> What the task requires: Scan the data for lines with "React" and report the count by itself.

> Provided material:
START
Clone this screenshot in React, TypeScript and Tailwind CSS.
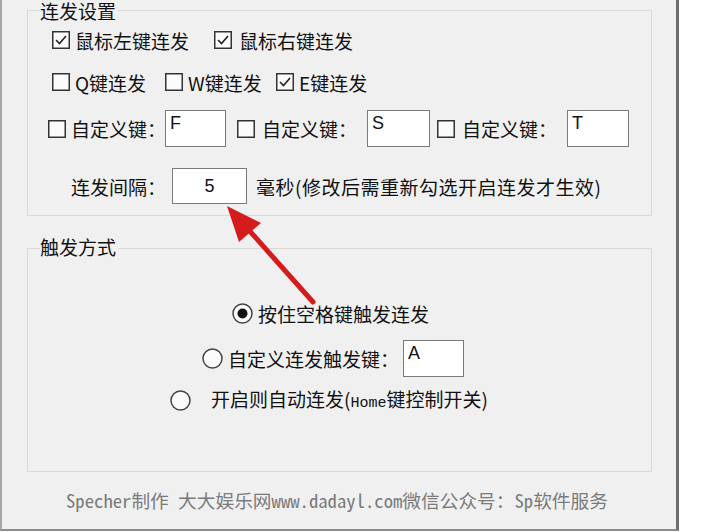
import React from 'react';

const ui = '[font-family:"Noto_Sans_CJK_SC","Noto_Sans",sans-serif]';

function Check({ on }: { on?: boolean }) {
  return (
    <svg width="18" height="18" viewBox="0 0 18 18" className="shrink-0">
      <rect x="0.75" y="0.75" width="16.5" height="16.5" fill="#fbfbfb" stroke="#333" strokeWidth="1.5" />
      {on && <polyline points="4,9 7.5,12.5 14,5" fill="none" stroke="#222" strokeWidth="1.6" />}
    </svg>
  );
}

function Radio({ on }: { on?: boolean }) {
  return (
    <svg width="21" height="21" viewBox="0 0 21 21" className="shrink-0">
      <circle cx="10.5" cy="10.5" r="9.5" fill="#fbfbfb" stroke="#444" strokeWidth="1.5" />
      {on && <circle cx="10.5" cy="10.5" r="5" fill="#111" />}
    </svg>
  );
}

function Box({ v, w, center }: { v: string; w: string; center?: boolean }) {
  return (
    <div
      className={`${w} h-full shrink-0 bg-white border border-[#7a7a7a] flex text-[18px] leading-none text-[#111] [font-family:"Liberation_Sans",sans-serif] ${
        center ? 'items-center justify-center' : 'items-start pl-[4px] pt-[3px]'
      }`}
    >
      {v}
    </div>
  );
}

export default function App() {
  return (
    <div className={`relative w-[708px] h-[532px] bg-white overflow-hidden whitespace-nowrap ${ui}`}>
      <div className="w-[679px] h-[531px] bg-[#f0f0f0] border-l-2 border-l-[#a6a6a6] border-r-[3px] border-r-[#6e6e6e] border-b-2 border-b-[#8c8c8c] flex flex-col pl-[25px] text-[19px] leading-none text-[#111]">
        {/* 连发设置 */}
        <div className="relative mt-[10px] w-[625px] h-[206px] border border-[#d9d9d9] flex flex-col">
          <span className="absolute -top-[10px] left-[12px] bg-[#f0f0f0] pr-[2px] leading-[20px]">连发设置</span>

          <div className="mt-[19px] h-[20px] flex items-center pl-[24px]">
            <div className="w-[162px] flex items-center gap-[5px]">
              <Check on />
              <span>鼠标左键连发</span>
            </div>
            <div className="flex items-center gap-[7px]">
              <Check on />
              <span>鼠标右键连发</span>
            </div>
          </div>

          <div className="mt-[22px] h-[20px] flex items-center pl-[24px]">
            <div className="w-[113px] flex items-center gap-[5px]">
              <Check />
              <span>Q键连发</span>
            </div>
            <div className="w-[111px] flex items-center gap-[5px]">
              <Check />
              <span>W键连发</span>
            </div>
            <div className="flex items-center gap-[5px]">
              <Check on />
              <span>E键连发</span>
            </div>
          </div>

          <div className="mt-[18px] h-[37px] flex items-center pl-[20px]">
            <div className="w-[117px] shrink-0 flex items-center gap-[5px]">
              <Check />
              <span>自定义键：</span>
            </div>
            <Box v="F" w="w-[61px]" />
            <div className="ml-[11px] w-[130px] shrink-0 flex items-center gap-[7px]">
              <Check />
              <span>自定义键：</span>
            </div>
            <Box v="S" w="w-[63px]" />
            <div className="ml-[7px] w-[130px] shrink-0 flex items-center gap-[7px]">
              <Check />
              <span>自定义键：</span>
            </div>
            <Box v="T" w="w-[62px]" />
          </div>

          <div className="mt-[21px] h-[36px] flex items-center pl-[43px]">
            <span className="w-[101px]">连发间隔：</span>
            <Box v="5" w="w-[75px]" center />
            <span className="ml-[9px] tracking-[0.5px]">毫秒(修改后需重新勾选开启连发才生效)</span>
          </div>
        </div>

        {/* 触发方式 */}
        <div className="relative mt-[32px] w-[625px] h-[224px] border border-[#d9d9d9] flex flex-col">
          <span className="absolute -top-[12px] left-[12px] bg-[#f0f0f0] pr-[2px] leading-[20px]">触发方式</span>

          <div className="mt-[52px] h-[24px] flex items-center ml-[204px] gap-[5px]">
            <Radio on />
            <span>按住空格键触发连发</span>
          </div>

          <div className="mt-[15px] h-[37px] flex items-center ml-[174px]">
            <Radio />
            <span className="ml-[5px] w-[175px]">自定义连发触发键：</span>
            <Box v="A" w="w-[61px]" />
          </div>

          <div className="mt-[11px] h-[24px] flex items-center ml-[142px]">
            <Radio />
            <span className="ml-[20px]">
              开启则自动连发(<span className="text-[15px] [font-family:'Liberation_Mono',monospace]">Home</span>键控制开关)
            </span>
          </div>
        </div>

        <div className="flex-1 flex items-center pl-[39px] text-[18.7px] text-[#7b7b7b] [font-family:'Noto_Sans_Mono_CJK_SC','Liberation_Mono','Noto_Sans_CJK_SC',monospace]">
          Specher制作 大大娱乐网www.dadayl.com微信公众号：Sp软件服务
        </div>
      </div>

      {/* red annotation arrow */}
      <svg className="absolute left-0 top-0 pointer-events-none" width="708" height="532">
        <line x1="313" y1="302" x2="247" y2="228" stroke="#d41c1c" strokeWidth="5" strokeLinecap="round" />
        <polygon points="227,206 239,242 261,223" fill="#d41c1c" />
      </svg>
    </div>
  );
}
END
> Solution to this task: 2